## PROBLEM TO WORK ON
Transcribe the full listing exactly, and drop every picture.

## RECORDED INFORMATION

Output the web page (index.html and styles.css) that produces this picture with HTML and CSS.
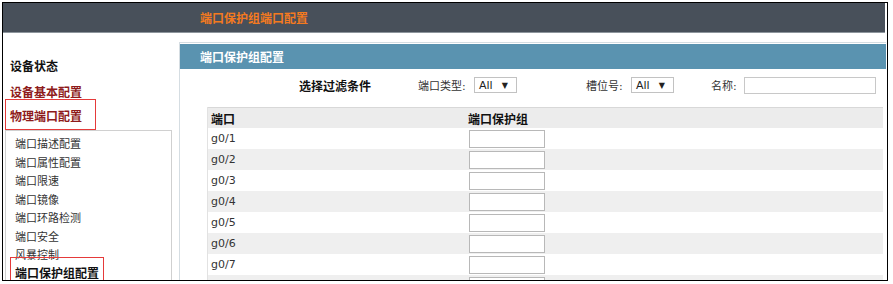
FILE: index.html
```html
<!DOCTYPE html>
<html lang="zh-CN">
<head>
    <meta charset="UTF-8">
    <meta name="viewport" content="width=device-width, initial-scale=1.0">
    <title>端口保护组端口配置</title>
    <link rel="stylesheet" href="styles.css">
</head>
<body>
    <div class="frame">
        <div class="top-bar">端口保护组端口配置</div>

        <div class="content">
            <div class="sidebar">
                <div class="nav-item nav-status">设备状态</div>
                <div class="nav-item nav-red nav-second">设备基本配置</div>
                <div class="nav-item nav-red nav-current">物理端口配置</div>
                <div class="sub-menu">
                    <div class="sub-item">端口描述配置</div>
                    <div class="sub-item">端口属性配置</div>
                    <div class="sub-item">端口限速</div>
                    <div class="sub-item">端口镜像</div>
                    <div class="sub-item">端口环路检测</div>
                    <div class="sub-item">端口安全</div>
                    <div class="sub-item">风暴控制</div>
                    <div class="sub-item sub-active">端口保护组配置</div>
                </div>
            </div>

            <div class="main">
                <div class="panel">
                    <div class="panel-title">端口保护组配置</div>

                    <div class="filter-row">
                        <span class="filter-title">选择过滤条件</span>
                        <span class="filter-label label-type">端口类型:</span>
                        <span class="select-box">All <span class="arrow">▼</span></span>
                        <span class="filter-label label-slot">槽位号:</span>
                        <span class="select-box">All <span class="arrow">▼</span></span>
                        <span class="filter-label label-name">名称:</span>
                        <input type="text" class="name-input">
                    </div>

                    <table class="port-table">
                        <tr class="head-row">
                            <th class="col-port">端口</th>
                            <th>端口保护组</th>
                        </tr>
                        <tr><td class="col-port">g0/1</td><td><input type="text" class="cell-input"></td></tr>
                        <tr class="alt"><td class="col-port">g0/2</td><td><input type="text" class="cell-input"></td></tr>
                        <tr><td class="col-port">g0/3</td><td><input type="text" class="cell-input"></td></tr>
                        <tr class="alt"><td class="col-port">g0/4</td><td><input type="text" class="cell-input"></td></tr>
                        <tr><td class="col-port">g0/5</td><td><input type="text" class="cell-input"></td></tr>
                        <tr class="alt"><td class="col-port">g0/6</td><td><input type="text" class="cell-input"></td></tr>
                        <tr><td class="col-port">g0/7</td><td><input type="text" class="cell-input"></td></tr>
                        <tr class="alt"><td class="col-port"></td><td><input type="text" class="cell-input"></td></tr>
                    </table>
                </div>
            </div>
        </div>
    </div>
</body>
</html>
```

FILE: styles.css
```css
body {
    margin: 0;
    padding: 2px 0 0 2px;
    background: #fff;
    font-family: "DejaVu Sans", "Noto Sans CJK SC", sans-serif;
    font-size: 11px;
    color: #333;
}

.frame {
    width: 884px;
    height: 277px;
    border: 1px solid #000;
    overflow: hidden;
    background: #fff;
}

.top-bar {
    height: 29px;
    line-height: 29px;
    margin-right: 2px;
    padding-left: 197px;
    background: #48505a;
    border-bottom: 1px solid #8d959c;
    color: #f47a1f;
    font-family: "Noto Sans CJK SC", sans-serif;
    font-size: 12px;
    font-weight: bold;
}

.content {
    display: flex;
}

/* left navigation */
.sidebar {
    width: 176px;
    flex-shrink: 0;
    padding-top: 26px;
    font-family: "Noto Sans CJK SC", sans-serif;
}

.nav-item {
    padding-left: 7px;
    font-size: 12px;
    font-weight: bold;
    line-height: 14px;
}

.nav-status {
    color: #111;
}

.nav-red {
    color: #8e1b1b;
}

.nav-second {
    margin-top: 12px;
}

.nav-current {
    width: 77px;
    margin-left: 2px;
    padding: 9px 8px 6px 4px;
    border: 1px solid #e53a3a;
}

.sub-menu {
    width: 156px;
    margin-left: 2px;
    padding: 3px 0 0 9px;
    border: 1px solid #d0d0d0;
    border-bottom: none;
    height: 160px;
}

.sub-item {
    font-size: 11px;
    line-height: 18.5px;
    color: #333;
}

.sub-active {
    position: relative;
    font-size: 12px;
    font-weight: bold;
    color: #111;
}

.sub-active::after {
    content: "";
    position: absolute;
    top: -7px;
    left: -5px;
    width: 92px;
    height: 40px;
    border: 1px solid #e53a3a;
}

/* main panel */
.main {
    flex: 1;
    padding-top: 9px;
    padding-right: 1px;
}

.panel {
    height: 260px;
    border-top: 1px solid #d5dde2;
    border-left: 1px solid #d5dde2;
}

.panel-title {
    margin-top: 1px;
    height: 25px;
    line-height: 25px;
    padding-left: 20px;
    background: #5a93b0;
    color: #fff;
    font-family: "Noto Sans CJK SC", sans-serif;
    font-size: 12px;
    font-weight: bold;
}

.filter-row {
    display: flex;
    align-items: center;
    height: 16px;
    margin-top: 8px;
    padding-left: 119px;
}

.filter-title {
    font-family: "Noto Sans CJK SC", sans-serif;
    font-size: 12px;
    font-weight: bold;
    color: #111;
}

.filter-label {
    font-size: 11px;
    color: #333;
}

.label-type {
    margin-left: 47px;
    width: 56px;
}

.label-slot {
    margin-left: 69px;
    width: 45px;
}

.label-name {
    margin-left: 37px;
    width: 33px;
}

.select-box {
    display: inline-flex;
    align-items: center;
    box-sizing: border-box;
    width: 43px;
    height: 16px;
    padding-left: 4px;
    border: 1px solid #c2c2c2;
    font-size: 11px;
    color: #222;
}

.select-box .arrow {
    margin-left: 9px;
    font-size: 8px;
}

.name-input {
    box-sizing: border-box;
    width: 132px;
    height: 17px;
    margin: 0;
    border: 1px solid #c8c8c8;
}

.port-table {
    width: 676px;
    margin: 14px 0 0 27px;
    border-collapse: separate;
    border-spacing: 0;
    border-left: 1px solid #e2e2e2;
}

.port-table th {
    height: 20px;
    padding: 0;
    text-align: left;
    background: #ececec;
    border-top: 1px solid #d8d8d8;
    font-family: "Noto Sans CJK SC", sans-serif;
    font-size: 12px;
    font-weight: bold;
    color: #111;
}

.port-table td {
    height: 21px;
    padding: 0;
    font-size: 11px;
    color: #333;
}

.port-table .col-port {
    width: 257px;
    padding-left: 3px;
}

.port-table tr.alt td {
    background: #efefef;
}

.cell-input {
    display: block;
    box-sizing: border-box;
    width: 76px;
    height: 18px;
    margin: 1px 0 0 1px;
    border: 1px solid #b8b8b8;
    background: #fff;
}
```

## ANSWER TO THE TASK
Output the web page (index.html and styles.css) that produces this picture with HTML and CSS.
FILE: index.html
```html
<!DOCTYPE html>
<html lang="zh-CN">
<head>
    <meta charset="UTF-8">
    <meta name="viewport" content="width=device-width, initial-scale=1.0">
    <title>端口保护组端口配置</title>
    <link rel="stylesheet" href="styles.css">
</head>
<body>
    <div class="frame">
        <div class="top-bar">端口保护组端口配置</div>

        <div class="content">
            <div class="sidebar">
                <div class="nav-item nav-status">设备状态</div>
                <div class="nav-item nav-red nav-second">设备基本配置</div>
                <div class="nav-item nav-red nav-current">物理端口配置</div>
                <div class="sub-menu">
                    <div class="sub-item">端口描述配置</div>
                    <div class="sub-item">端口属性配置</div>
                    <div class="sub-item">端口限速</div>
                    <div class="sub-item">端口镜像</div>
                    <div class="sub-item">端口环路检测</div>
                    <div class="sub-item">端口安全</div>
                    <div class="sub-item">风暴控制</div>
                    <div class="sub-item sub-active">端口保护组配置</div>
                </div>
            </div>

            <div class="main">
                <div class="panel">
                    <div class="panel-title">端口保护组配置</div>

                    <div class="filter-row">
                        <span class="filter-title">选择过滤条件</span>
                        <span class="filter-label label-type">端口类型:</span>
                        <span class="select-box">All <span class="arrow">▼</span></span>
                        <span class="filter-label label-slot">槽位号:</span>
                        <span class="select-box">All <span class="arrow">▼</span></span>
                        <span class="filter-label label-name">名称:</span>
                        <input type="text" class="name-input">
                    </div>

                    <table class="port-table">
                        <tr class="head-row">
                            <th class="col-port">端口</th>
                            <th>端口保护组</th>
                        </tr>
                        <tr><td class="col-port">g0/1</td><td><input type="text" class="cell-input"></td></tr>
                        <tr class="alt"><td class="col-port">g0/2</td><td><input type="text" class="cell-input"></td></tr>
                        <tr><td class="col-port">g0/3</td><td><input type="text" class="cell-input"></td></tr>
                        <tr class="alt"><td class="col-port">g0/4</td><td><input type="text" class="cell-input"></td></tr>
                        <tr><td class="col-port">g0/5</td><td><input type="text" class="cell-input"></td></tr>
                        <tr class="alt"><td class="col-port">g0/6</td><td><input type="text" class="cell-input"></td></tr>
                        <tr><td class="col-port">g0/7</td><td><input type="text" class="cell-input"></td></tr>
                        <tr class="alt"><td class="col-port"></td><td><input type="text" class="cell-input"></td></tr>
                    </table>
                </div>
            </div>
        </div>
    </div>
</body>
</html>
```

FILE: styles.css
```css
body {
    margin: 0;
    padding: 2px 0 0 2px;
    background: #fff;
    font-family: "DejaVu Sans", "Noto Sans CJK SC", sans-serif;
    font-size: 11px;
    color: #333;
}

.frame {
    width: 884px;
    height: 277px;
    border: 1px solid #000;
    overflow: hidden;
    background: #fff;
}

.top-bar {
    height: 29px;
    line-height: 29px;
    margin-right: 2px;
    padding-left: 197px;
    background: #48505a;
    border-bottom: 1px solid #8d959c;
    color: #f47a1f;
    font-family: "Noto Sans CJK SC", sans-serif;
    font-size: 12px;
    font-weight: bold;
}

.content {
    display: flex;
}

/* left navigation */
.sidebar {
    width: 176px;
    flex-shrink: 0;
    padding-top: 26px;
    font-family: "Noto Sans CJK SC", sans-serif;
}

.nav-item {
    padding-left: 7px;
    font-size: 12px;
    font-weight: bold;
    line-height: 14px;
}

.nav-status {
    color: #111;
}

.nav-red {
    color: #8e1b1b;
}

.nav-second {
    margin-top: 12px;
}

.nav-current {
    width: 77px;
    margin-left: 2px;
    padding: 9px 8px 6px 4px;
    border: 1px solid #e53a3a;
}

.sub-menu {
    width: 156px;
    margin-left: 2px;
    padding: 3px 0 0 9px;
    border: 1px solid #d0d0d0;
    border-bottom: none;
    height: 160px;
}

.sub-item {
    font-size: 11px;
    line-height: 18.5px;
    color: #333;
}

.sub-active {
    position: relative;
    font-size: 12px;
    font-weight: bold;
    color: #111;
}

.sub-active::after {
    content: "";
    position: absolute;
    top: -7px;
    left: -5px;
    width: 92px;
    height: 40px;
    border: 1px solid #e53a3a;
}

/* main panel */
.main {
    flex: 1;
    padding-top: 9px;
    padding-right: 1px;
}

.panel {
    height: 260px;
    border-top: 1px solid #d5dde2;
    border-left: 1px solid #d5dde2;
}

.panel-title {
    margin-top: 1px;
    height: 25px;
    line-height: 25px;
    padding-left: 20px;
    background: #5a93b0;
    color: #fff;
    font-family: "Noto Sans CJK SC", sans-serif;
    font-size: 12px;
    font-weight: bold;
}

.filter-row {
    display: flex;
    align-items: center;
    height: 16px;
    margin-top: 8px;
    padding-left: 119px;
}

.filter-title {
    font-family: "Noto Sans CJK SC", sans-serif;
    font-size: 12px;
    font-weight: bold;
    color: #111;
}

.filter-label {
    font-size: 11px;
    color: #333;
}

.label-type {
    margin-left: 47px;
    width: 56px;
}

.label-slot {
    margin-left: 69px;
    width: 45px;
}

.label-name {
    margin-left: 37px;
    width: 33px;
}

.select-box {
    display: inline-flex;
    align-items: center;
    box-sizing: border-box;
    width: 43px;
    height: 16px;
    padding-left: 4px;
    border: 1px solid #c2c2c2;
    font-size: 11px;
    color: #222;
}

.select-box .arrow {
    margin-left: 9px;
    font-size: 8px;
}

.name-input {
    box-sizing: border-box;
    width: 132px;
    height: 17px;
    margin: 0;
    border: 1px solid #c8c8c8;
}

.port-table {
    width: 676px;
    margin: 14px 0 0 27px;
    border-collapse: separate;
    border-spacing: 0;
    border-left: 1px solid #e2e2e2;
}

.port-table th {
    height: 20px;
    padding: 0;
    text-align: left;
    background: #ececec;
    border-top: 1px solid #d8d8d8;
    font-family: "Noto Sans CJK SC", sans-serif;
    font-size: 12px;
    font-weight: bold;
    color: #111;
}

.port-table td {
    height: 21px;
    padding: 0;
    font-size: 11px;
    color: #333;
}

.port-table .col-port {
    width: 257px;
    padding-left: 3px;
}

.port-table tr.alt td {
    background: #efefef;
}

.cell-input {
    display: block;
    box-sizing: border-box;
    width: 76px;
    height: 18px;
    margin: 1px 0 0 1px;
    border: 1px solid #b8b8b8;
    background: #fff;
}
```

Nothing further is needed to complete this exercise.